Later, Mario will even be replaced in his own workplace, standing impassively by as an officer with a greater knowledge of the electric typewriter used to knock out autopsy reports is promoted ahead of him. These morgue scenes clearly won't be for the squeamish (even if you covered your eyes, the sound of bodies being sewn up will most likely do for you), but they are in many ways the anti-CSI, utterly unglamorous in their contemplation of the flesh, which is presented as pale and limp and helpless, a lost cause - the only attention these bodies get arrives too late, and it increasingly appears as though Mario and his self-starving neighbour are going the same way.
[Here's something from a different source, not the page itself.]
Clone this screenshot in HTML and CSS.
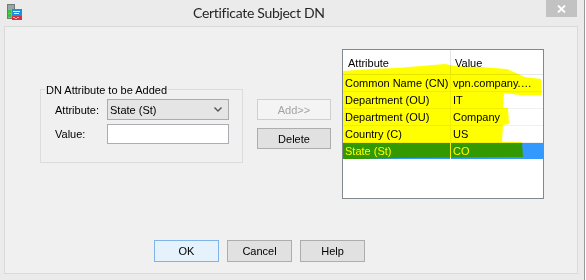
FILE: index.html
```html
<!DOCTYPE html>
<html lang="en">
<head>
    <meta charset="UTF-8">
    <meta name="viewport" content="width=device-width, initial-scale=1.0">
    <title>Certificate Subject DN</title>
    <link rel="stylesheet" href="styles.css">
</head>
<body>
    <div class="screen">
        <div class="window">
            <div class="titlebar">
                <svg class="app-icon" width="15" height="16" viewBox="0 0 15 16">
                    <rect x="0" y="0" width="8" height="15" fill="#6f7b7b"/>
                    <rect x="1" y="1" width="6" height="13" fill="#9aa6a6"/>
                    <rect x="1" y="6" width="3" height="3" fill="#3fbf3f"/>
                    <rect x="1" y="10" width="3" height="3" fill="#3fbf3f"/>
                    <rect x="5" y="5" width="10" height="7" fill="#1f8fd6"/>
                    <rect x="6" y="7" width="7" height="1" fill="#e8f6ff"/>
                    <rect x="7" y="9" width="5" height="1" fill="#e8f6ff"/>
                    <rect x="5" y="12" width="10" height="4" fill="#d83040"/>
                    <rect x="6" y="13" width="2" height="1" fill="#f7b0b8"/>
                    <rect x="10" y="13" width="2" height="1" fill="#f7b0b8"/>
                    <rect x="8" y="14" width="2" height="1" fill="#f7b0b8"/>
                </svg>
                <span class="title">Certificate Subject DN</span>
                <span class="close">
                    <svg width="9" height="8" viewBox="0 0 9 8">
                        <path d="M1 0.5 L8 7.5 M8 0.5 L1 7.5" stroke="#fff" stroke-width="1.8"/>
                    </svg>
                </span>
            </div>

            <div class="client">
                <div class="panel">
                    <div class="main">
                        <div class="group">
                            <span class="group-title">DN Attribute to be Added</span>
                            <div class="field">
                                <label>Attribute:</label>
                                <div class="select">
                                    <span>State (St)</span>
                                    <svg width="8" height="5" viewBox="0 0 8 5">
                                        <path d="M0.5 0.5 L4 4 L7.5 0.5" fill="none" stroke="#555" stroke-width="1.4"/>
                                    </svg>
                                </div>
                            </div>
                            <div class="field field-value">
                                <label>Value:</label>
                                <input type="text" class="text-input">
                            </div>
                        </div>

                        <div class="actions">
                            <button class="btn btn-disabled">Add&gt;&gt;</button>
                            <button class="btn">Delete</button>
                        </div>

                        <div class="list">
                            <table>
                                <thead>
                                    <tr><th>Attribute</th><th>Value</th></tr>
                                </thead>
                                <tbody>
                                    <tr><td>Common Name (CN)</td><td>vpn.company.com</td></tr>
                                    <tr><td>Department (OU)</td><td>IT</td></tr>
                                    <tr><td>Department (OU)</td><td>Company</td></tr>
                                    <tr><td>Country (C)</td><td>US</td></tr>
                                    <tr class="selected"><td>State (St)</td><td>CO</td></tr>
                                </tbody>
                            </table>
                            <!-- marker scribble drawn over the list -->
                            <svg class="marks" width="202" height="150" viewBox="0 0 202 150">
                                <polygon fill="#ffff00" points="1,22 30,20 55,19 103,15 113,17 138,18 165,20 174,24 183,28 199,30 200,46 178,46 162,44 161,59 166,59 167,75 161,76 160,93 180,93 181,108 60,109 20,110 1,110"/>
                            </svg>
                        </div>
                    </div>

                    <div class="footer">
                        <button class="btn btn-default">OK</button>
                        <button class="btn">Cancel</button>
                        <button class="btn">Help</button>
                    </div>
                </div>
            </div>
        </div>
        <div class="edge"></div>
    </div>
</body>
</html>
```

FILE: styles.css
```css
body {
    margin: 0;
    background: #fff;
    font-family: 'Liberation Sans', Arial, sans-serif;
    font-size: 11px;
    color: #000;
}

.screen {
    display: flex;
    height: 280px;
    overflow: hidden;
}

.window {
    width: 584px;
    background: #ebebeb;
    display: flex;
    flex-direction: column;
}

.edge {
    width: 1px;
    background: #9a9a9a;
}

/* title bar */
.titlebar {
    height: 26px;
    display: flex;
    align-items: flex-start;
}

.app-icon {
    margin: 4px 0 0 7px;
}

.title {
    margin-left: 171px;
    font-family: 'Lato', sans-serif;
    font-size: 14px;
    letter-spacing: -0.3px;
    line-height: 25px;
    color: #262626;
}

.close {
    margin-left: auto;
    margin-right: 7px;
    width: 31px;
    height: 17px;
    background: #c2c2c2;
    display: flex;
    align-items: center;
    justify-content: center;
}

/* dialog body */
.client {
    padding: 0 6px 6px 4px;
}

.panel {
    height: 248px;
    box-sizing: border-box;
    border: 1px solid #dadada;
    background: #f0f0f0;
}

.main {
    display: flex;
    align-items: flex-start;
    padding: 22px 0 0 35px;
}

.group {
    margin-top: 40px;
    width: 203px;
    height: 74px;
    box-sizing: border-box;
    border: 1px solid #dcdcdc;
}

.group-title {
    display: block;
    width: fit-content;
    margin: -7px 0 0 4px;
    padding: 0 1px;
    line-height: 14px;
    background: #f0f0f0;
}

.field {
    display: flex;
    align-items: center;
    margin-top: 2px;
    padding-left: 14px;
}

.field-value {
    margin-top: 4px;
}

.field label {
    width: 52px;
}

.select {
    width: 122px;
    height: 21px;
    box-sizing: border-box;
    border: 1px solid #acacac;
    background: #e5e5e5;
    display: flex;
    align-items: center;
    justify-content: space-between;
    padding: 0 6px 0 2px;
}

.text-input {
    width: 122px;
    height: 20px;
    box-sizing: border-box;
    margin: 0;
    border: 1px solid #abadb3;
    background: #fff;
    font: inherit;
}

.actions {
    display: flex;
    flex-direction: column;
    gap: 8px;
    margin: 50px 0 0 14px;
}

.btn {
    width: 74px;
    height: 21px;
    margin: 0;
    padding: 0;
    box-sizing: border-box;
    border: 1px solid #adadad;
    background: #e1e1e1;
    font-family: inherit;
    font-size: 11px;
    color: #000;
}

.btn-disabled {
    border-color: #cfcfcf;
    background: #f4f4f4;
    color: #a3a3a3;
}

.btn-default {
    border-color: #7eb4ea;
    background: #e5f1fb;
}

/* list view */
.list {
    position: relative;
    margin-left: 11px;
    width: 202px;
    height: 150px;
    box-sizing: border-box;
    border: 1px solid #828790;
    background: #fff;
}

.list table {
    width: 100%;
    border-collapse: separate;
    border-spacing: 0;
    table-layout: fixed;
}

.list th,
.list td {
    box-sizing: border-box;
    white-space: nowrap;
    overflow: hidden;
    text-overflow: ellipsis;
    text-align: left;
    font-weight: normal;
}

.list th {
    height: 25px;
    padding: 1px 0 0 4px;
    border-bottom: 1px solid #e5e5e5;
}

.list th:first-child {
    width: 108px;
    padding-left: 5px;
    border-right: 1px solid #e5e5e5;
}

.list td {
    height: 17px;
    padding: 0 8px 0 2px;
    border-bottom: 1px solid #f0f0f0;
}

.list td:first-child {
    padding-right: 0;
    border-right: 1px solid #f0f0f0;
}

.list tr.selected td {
    background: #3399ff;
    color: #fff;
    border-bottom-color: #fff;
}

.marks {
    position: absolute;
    left: -1px;
    top: -1px;
    pointer-events: none;
    mix-blend-mode: multiply;
}

.footer {
    display: flex;
    gap: 8px;
    margin-top: 41px;
    padding-left: 149px;
}

.footer .btn {
    width: 65px;
    height: 22px;
}
```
Larrain's strength lies in staging scenes that, however offbeam, nevertheless hold enough of a kind of truth to tell you something new and insightful about the banal horrors of life under Pinochet's rule. Take the absurd, semi-parodic sequence in which Mario and Nancy burst into tears over an omelette - and go on crying for what seems like an eternity of screen time, as though to illustrate how depressed the country as a whole was. The deadpan, unsensational approach is such that, when the coup finally takes place, Larrain's camera is fixed on Mario having a shower, so that he and we miss everything save for the sound of a neighbour's dog getting hit by a stray bullet - just another of the quotidian brutalities dished out on that particular day. Throughout, we're left to pick up the grim consequences, much of Mario is to retrieve the cadavers that slop off his overloaded gurney and come to flood the mortuary's floors and corridors, the film's abiding image of societal collapse.
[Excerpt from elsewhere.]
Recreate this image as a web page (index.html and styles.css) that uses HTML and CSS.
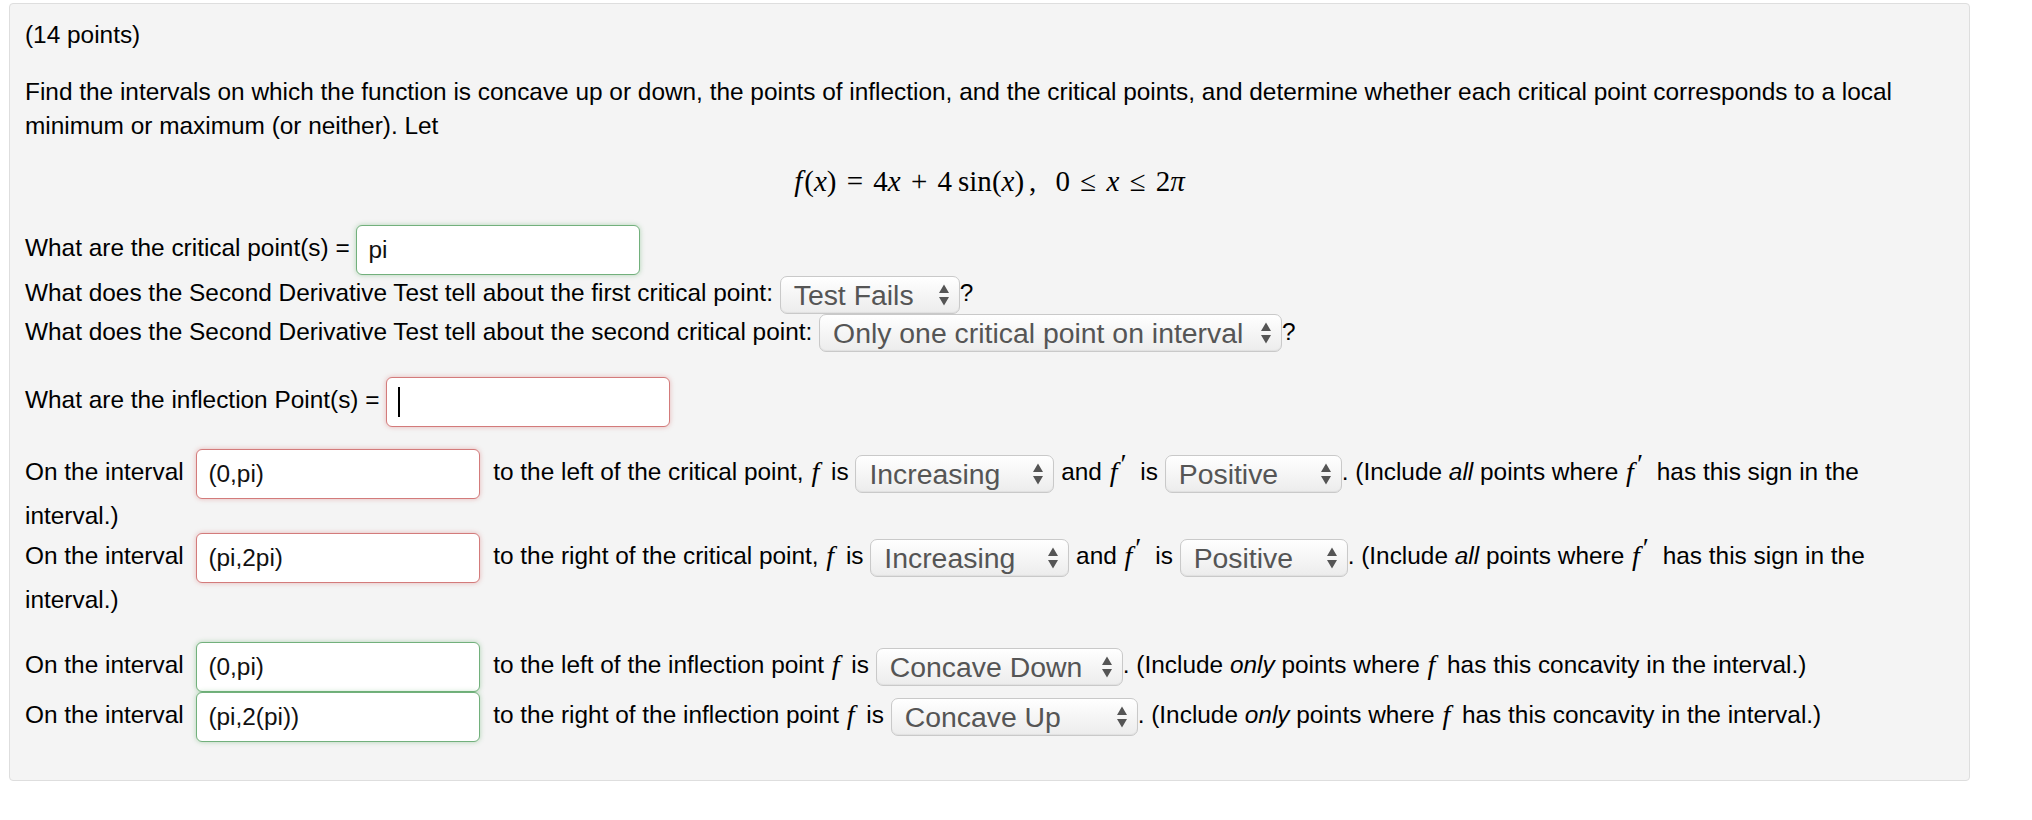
FILE: index.html
```html
<!DOCTYPE html>
<html lang="en">
<head>
    <meta charset="UTF-8">
    <link rel="stylesheet" href="styles.css">
    <title>Problem</title>
</head>
<body>

    <div class="problem">
        <div class="points">(14 points)</div>

        <div class="intro">
            Find the intervals on which the function is concave up or down, the points of inflection, and the critical points, and determine whether each critical point corresponds to a local minimum or maximum (or neither). Let
        </div>

        <div class="formula">
            <span class="mi f">f</span>(<span class="mi">x</span>) <span class="op">=</span> 4<span class="mi">x</span> <span class="op">+</span> 4<span class="fn">sin</span>(<span class="mi">x</span>)<span class="comma">,</span> 0 <span class="op">≤</span> <span class="mi">x</span> <span class="op">≤</span> 2<span class="mi">π</span>
        </div>

        <div class="row">
            What are the critical point(s) = <span class="answer correct">pi</span>
        </div>
        <div class="row sel-row">
            What does the Second Derivative Test tell about the first critical point:
            <span class="select w-fails">Test Fails<svg class="arrows" width="12" height="24" viewBox="0 0 12 24"><path d="M6 1.5 L11 10 H1 Z M6 22.5 L11 14 H1 Z" fill="#555"/></svg></span>?
        </div>
        <div class="row sel-row">
            What does the Second Derivative Test tell about the second critical point:
            <span class="select w-only">Only one critical point on interval<svg class="arrows" width="12" height="24" viewBox="0 0 12 24"><path d="M6 1.5 L11 10 H1 Z M6 22.5 L11 14 H1 Z" fill="#555"/></svg></span>?
        </div>

        <div class="row gap-infl">
            What are the inflection Point(s) = <span class="answer wrong"><span class="caret"></span></span>
        </div>

        <div class="row gap-int">
            On the interval <span class="answer wrong spaced">(0,pi)</span> to the left of the critical point, <span class="mi small">f</span> is
            <span class="select w-inc">Increasing<svg class="arrows" width="12" height="24" viewBox="0 0 12 24"><path d="M6 1.5 L11 10 H1 Z M6 22.5 L11 14 H1 Z" fill="#555"/></svg></span>
            and <span class="mi small">f</span><span class="prime">′</span> is
            <span class="select w-pos">Positive<svg class="arrows" width="12" height="24" viewBox="0 0 12 24"><path d="M6 1.5 L11 10 H1 Z M6 22.5 L11 14 H1 Z" fill="#555"/></svg></span>. (Include <em>all</em> points where <span class="mi small">f</span><span class="prime">′</span> has this sign in the interval.)
        </div>
        <div class="row">
            On the interval <span class="answer wrong spaced">(pi,2pi)</span> to the right of the critical point, <span class="mi small">f</span> is
            <span class="select w-inc">Increasing<svg class="arrows" width="12" height="24" viewBox="0 0 12 24"><path d="M6 1.5 L11 10 H1 Z M6 22.5 L11 14 H1 Z" fill="#555"/></svg></span>
            and <span class="mi small">f</span><span class="prime">′</span> is
            <span class="select w-pos2">Positive<svg class="arrows" width="12" height="24" viewBox="0 0 12 24"><path d="M6 1.5 L11 10 H1 Z M6 22.5 L11 14 H1 Z" fill="#555"/></svg></span>. (Include <em>all</em> points where <span class="mi small">f</span><span class="prime">′</span> has this sign in the interval.)
        </div>

        <div class="row gap-conc">
            On the interval <span class="answer correct spaced">(0,pi)</span> to the left of the inflection point <span class="mi small">f</span> is
            <span class="select w-conc">Concave Down<svg class="arrows" width="12" height="24" viewBox="0 0 12 24"><path d="M6 1.5 L11 10 H1 Z M6 22.5 L11 14 H1 Z" fill="#555"/></svg></span>. (Include <em>only</em> points where <span class="mi small">f</span> has this concavity in the interval.)
        </div>
        <div class="row">
            On the interval <span class="answer correct spaced">(pi,2(pi))</span> to the right of the inflection point <span class="mi small">f</span> is
            <span class="select w-conc">Concave Up<svg class="arrows" width="12" height="24" viewBox="0 0 12 24"><path d="M6 1.5 L11 10 H1 Z M6 22.5 L11 14 H1 Z" fill="#555"/></svg></span>. (Include <em>only</em> points where <span class="mi small">f</span> has this concavity in the interval.)
        </div>
    </div>

</body>
</html>
```

FILE: styles.css
```css
body {
    margin: 0;
    background: #fff;
    font-family: "Liberation Sans", Arial, sans-serif;
    color: #000;
}

.problem {
    margin: 3px 0 0 9px;
    width: 1961px;
    box-sizing: border-box;
    padding: 14px 60px 38px 15px;
    background: #f4f4f4;
    border: 1px solid #dedede;
    border-radius: 4px;
    font-size: 24.4px;
    line-height: 34px;
}

.intro {
    margin-top: 23px;
}

.formula {
    margin: 18px -45px 24px 0;
    height: 40px;
    line-height: 40px;
    text-align: center;
    font-family: "Liberation Serif", "Times New Roman", serif;
    font-size: 29px;
}

.formula .op {
    margin: 0 3px;
}

.formula .fn {
    margin-left: 6px;
}

.formula .f {
    margin-right: 2px;
}

.formula .comma {
    margin: 0 12px 0 5px;
}

.mi {
    font-family: "Liberation Serif", "Times New Roman", serif;
    font-style: italic;
}

.mi.small {
    font-size: 28px;
    line-height: 1;
    margin: 0 5px 0 1px;
}

.prime {
    display: inline-block;
    font-family: "Liberation Serif", "Times New Roman", serif;
    font-size: 28px;
    line-height: 20px;
    vertical-align: 8px;
    margin: 0 7px 0 -2px;
}

.row.sel-row {
    line-height: 36px;
}

.row.gap-infl {
    margin-top: 25px;
}

.row.gap-int {
    margin-top: 22px;
}

.row.gap-conc {
    margin-top: 25px;
}

.answer {
    display: inline-flex;
    align-items: center;
    vertical-align: middle;
    box-sizing: border-box;
    width: 284px;
    height: 50px;
    padding: 0 11px;
    background: #fff;
    border: 1px solid #ccc;
    border-radius: 6px;
    color: #111;
}

.answer.spaced {
    margin: 0 6px;
}

.answer.correct {
    border-color: #72b07c;
    box-shadow: 0 0 5px rgba(92, 170, 100, 0.45);
}

.answer.wrong {
    border-color: #d37b7b;
    box-shadow: 0 0 5px rgba(210, 90, 90, 0.4);
}

.caret {
    display: inline-block;
    width: 2px;
    height: 30px;
    background: #000;
}

.select {
    display: inline-flex;
    align-items: center;
    justify-content: space-between;
    vertical-align: middle;
    box-sizing: border-box;
    height: 38px;
    padding: 0 9px 0 13px;
    background: linear-gradient(#ffffff, #ececec);
    border: 1px solid #c9c9c9;
    border-radius: 7px;
    box-shadow: inset 0 -1px 1px rgba(0, 0, 0, 0.05);
    color: #555;
    font-size: 28.4px;
    line-height: 36px;
}

.arrows {
    flex: none;
    margin-left: 8px;
}

.w-fails { width: 180px; }
.w-only { width: 463px; }
.w-inc { width: 199px; }
.w-pos { width: 177px; }
.w-pos2 { width: 168px; }
.w-conc { width: 247px; }
```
In Tony Manero, the sense of dread evoked was unpredictable - we knew the worst was likely to happen, but not what that might be when faced with a character prepared to do anything for the power that comes with fame. Here, though there are leftfield turns - Mario actually ends up with a career boost when the bodies start coming in, getting to don a labcoat to tag this new wave of Juan Does - much of Post Mortem proceeds with a chilling inevitability, as though that tank at the very start of the film were a huge, rattling sign of things to come. The big truth of Larrain's film is that, at this time, in this place, everything got crushed: the spirit, the flesh, any hope or prospect of a better life, everything. After the blood and semen spilt in Tony Manero, this remarkable film - a huge leap forward in terms of maturity and formal control for this director - can only ever end in tears.


Post Mortem opens in selected cinemas from tomorrow.